— EXERCISE INSTRUCTIONS —
Return each line of the listing below, unchanged, and omit the images.

····················

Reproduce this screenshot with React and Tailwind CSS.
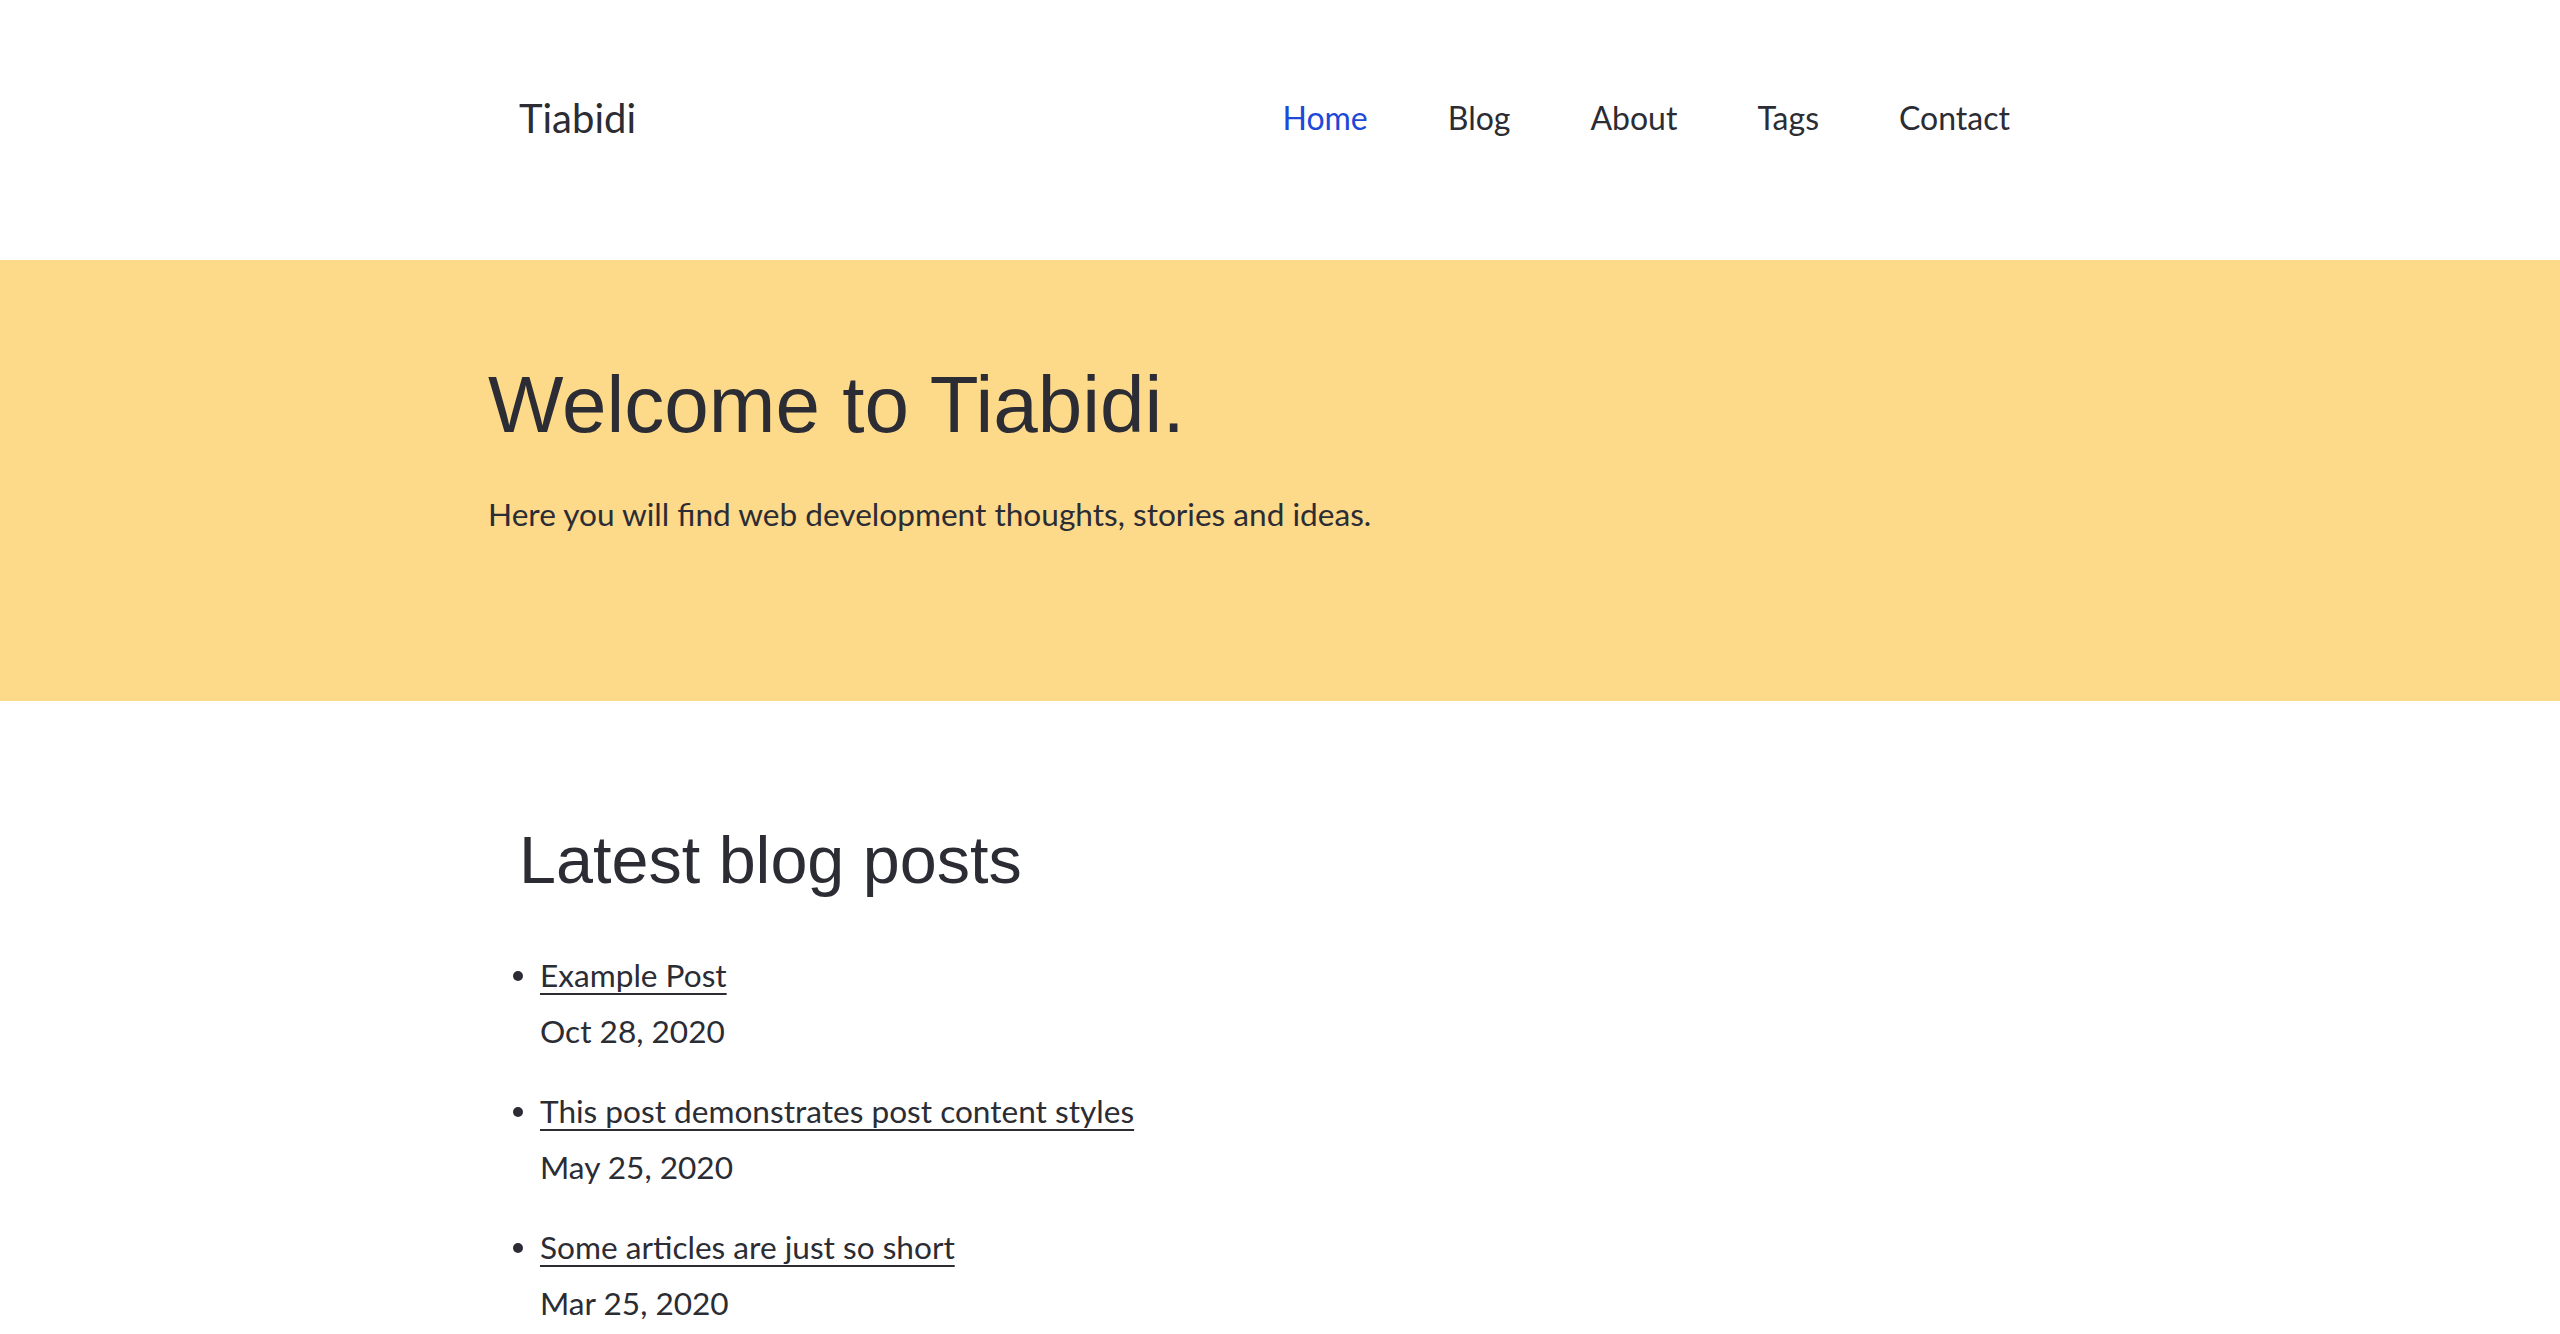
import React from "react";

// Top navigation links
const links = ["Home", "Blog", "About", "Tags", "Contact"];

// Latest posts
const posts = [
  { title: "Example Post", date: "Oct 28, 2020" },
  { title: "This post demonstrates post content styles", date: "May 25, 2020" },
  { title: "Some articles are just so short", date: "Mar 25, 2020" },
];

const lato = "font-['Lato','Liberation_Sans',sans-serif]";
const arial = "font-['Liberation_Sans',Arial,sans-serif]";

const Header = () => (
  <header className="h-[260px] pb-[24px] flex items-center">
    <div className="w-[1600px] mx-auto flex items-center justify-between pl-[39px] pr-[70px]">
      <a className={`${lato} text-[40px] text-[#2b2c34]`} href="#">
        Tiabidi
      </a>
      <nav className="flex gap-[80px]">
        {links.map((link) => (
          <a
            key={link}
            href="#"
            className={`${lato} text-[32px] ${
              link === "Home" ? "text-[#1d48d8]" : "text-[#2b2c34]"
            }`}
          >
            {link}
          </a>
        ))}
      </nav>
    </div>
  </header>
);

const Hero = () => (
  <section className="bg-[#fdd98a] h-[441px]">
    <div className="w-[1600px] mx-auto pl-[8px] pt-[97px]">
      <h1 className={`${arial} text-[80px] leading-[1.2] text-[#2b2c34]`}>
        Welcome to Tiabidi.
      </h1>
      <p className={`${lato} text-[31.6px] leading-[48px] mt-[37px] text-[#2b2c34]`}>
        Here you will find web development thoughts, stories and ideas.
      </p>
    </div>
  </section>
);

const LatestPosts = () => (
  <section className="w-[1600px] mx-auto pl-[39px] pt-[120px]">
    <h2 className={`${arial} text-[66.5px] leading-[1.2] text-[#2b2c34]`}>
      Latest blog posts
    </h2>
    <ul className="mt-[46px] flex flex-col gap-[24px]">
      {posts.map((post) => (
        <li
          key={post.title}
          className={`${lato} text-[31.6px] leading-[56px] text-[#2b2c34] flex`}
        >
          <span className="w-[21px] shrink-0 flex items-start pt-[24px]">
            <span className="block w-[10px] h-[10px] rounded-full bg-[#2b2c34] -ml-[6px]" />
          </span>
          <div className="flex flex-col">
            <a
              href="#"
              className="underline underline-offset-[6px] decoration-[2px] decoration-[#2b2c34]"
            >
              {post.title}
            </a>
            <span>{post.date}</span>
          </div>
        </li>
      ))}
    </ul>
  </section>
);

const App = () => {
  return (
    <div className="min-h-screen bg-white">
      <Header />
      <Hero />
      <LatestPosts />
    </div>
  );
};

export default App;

····················

— TASK OUTPUT —
Reproduce this screenshot with React and Tailwind CSS.
import React from "react";

// Top navigation links
const links = ["Home", "Blog", "About", "Tags", "Contact"];

// Latest posts
const posts = [
  { title: "Example Post", date: "Oct 28, 2020" },
  { title: "This post demonstrates post content styles", date: "May 25, 2020" },
  { title: "Some articles are just so short", date: "Mar 25, 2020" },
];

const lato = "font-['Lato','Liberation_Sans',sans-serif]";
const arial = "font-['Liberation_Sans',Arial,sans-serif]";

const Header = () => (
  <header className="h-[260px] pb-[24px] flex items-center">
    <div className="w-[1600px] mx-auto flex items-center justify-between pl-[39px] pr-[70px]">
      <a className={`${lato} text-[40px] text-[#2b2c34]`} href="#">
        Tiabidi
      </a>
      <nav className="flex gap-[80px]">
        {links.map((link) => (
          <a
            key={link}
            href="#"
            className={`${lato} text-[32px] ${
              link === "Home" ? "text-[#1d48d8]" : "text-[#2b2c34]"
            }`}
          >
            {link}
          </a>
        ))}
      </nav>
    </div>
  </header>
);

const Hero = () => (
  <section className="bg-[#fdd98a] h-[441px]">
    <div className="w-[1600px] mx-auto pl-[8px] pt-[97px]">
      <h1 className={`${arial} text-[80px] leading-[1.2] text-[#2b2c34]`}>
        Welcome to Tiabidi.
      </h1>
      <p className={`${lato} text-[31.6px] leading-[48px] mt-[37px] text-[#2b2c34]`}>
        Here you will find web development thoughts, stories and ideas.
      </p>
    </div>
  </section>
);

const LatestPosts = () => (
  <section className="w-[1600px] mx-auto pl-[39px] pt-[120px]">
    <h2 className={`${arial} text-[66.5px] leading-[1.2] text-[#2b2c34]`}>
      Latest blog posts
    </h2>
    <ul className="mt-[46px] flex flex-col gap-[24px]">
      {posts.map((post) => (
        <li
          key={post.title}
          className={`${lato} text-[31.6px] leading-[56px] text-[#2b2c34] flex`}
        >
          <span className="w-[21px] shrink-0 flex items-start pt-[24px]">
            <span className="block w-[10px] h-[10px] rounded-full bg-[#2b2c34] -ml-[6px]" />
          </span>
          <div className="flex flex-col">
            <a
              href="#"
              className="underline underline-offset-[6px] decoration-[2px] decoration-[#2b2c34]"
            >
              {post.title}
            </a>
            <span>{post.date}</span>
          </div>
        </li>
      ))}
    </ul>
  </section>
);

const App = () => {
  return (
    <div className="min-h-screen bg-white">
      <Header />
      <Hero />
      <LatestPosts />
    </div>
  );
};

export default App;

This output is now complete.